On a du mal à remplacer Johnny par Jul ou France Gall par Aya Nakamura et pourtant ce sont eux qui font danser toute la France !
Florent Sauze, scénariste et réalisateurFrance 3 Provence-Alpes
C'est aussi pourquoi je voulais donner au club un nom majestueux, pour le rattacher à l'élite culturelle française. Aujourd'hui, le summum du luxe, c'est le Louvre... Jay-Z et Beyoncé se sont payé le Louvre ? Eh bien mes personnages Ouarda et Treizor, eux, ils ont leur Grand Palais. Et puis, je trouvais que c'était un pied de nez que de donner un nom de musée à un bar à chicha.
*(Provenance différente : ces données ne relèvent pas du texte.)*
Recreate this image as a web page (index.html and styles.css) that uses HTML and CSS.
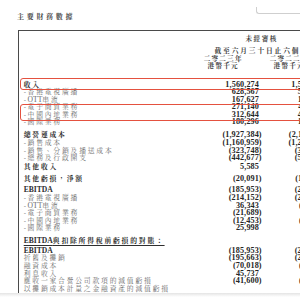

Dans la série, les femmes sont au pouvoir... un personnage féminin pour diriger un club à chicha, c'était réaliste ?
Alors justement, il existe une véritable Ouarda qui tient un bar à chicha en Corse ! C'est certain qu'il y a peu de femmes à cette place, mais c'est un moyen de prendre la masculinité, très attendue dans ce type de sujet, à rebrousse-poil… Et puis la série répond aux codes de la comédie romantique, il ne faut pas l'oublier !
La gentrification qui raye de la carte des lieux populaires qui sont pourtant l'ADN des quartiers, c'est un sujet sérieux pour une comédie, non ?
La transformation des centre-villes et des quartiers est un sujet complexe. Ce n'est pas manichéen, les méchants promoteurs immobiliers parisiens contre les gentils marseillais, ce serait caricatural. J'essaye ici de faire entendre les arguments de deux mondes qui s'opposent. Et c'est pour cela que j'ai choisi comme décor une petite ville, dans laquelle des échanges humains directs sont encore possibles.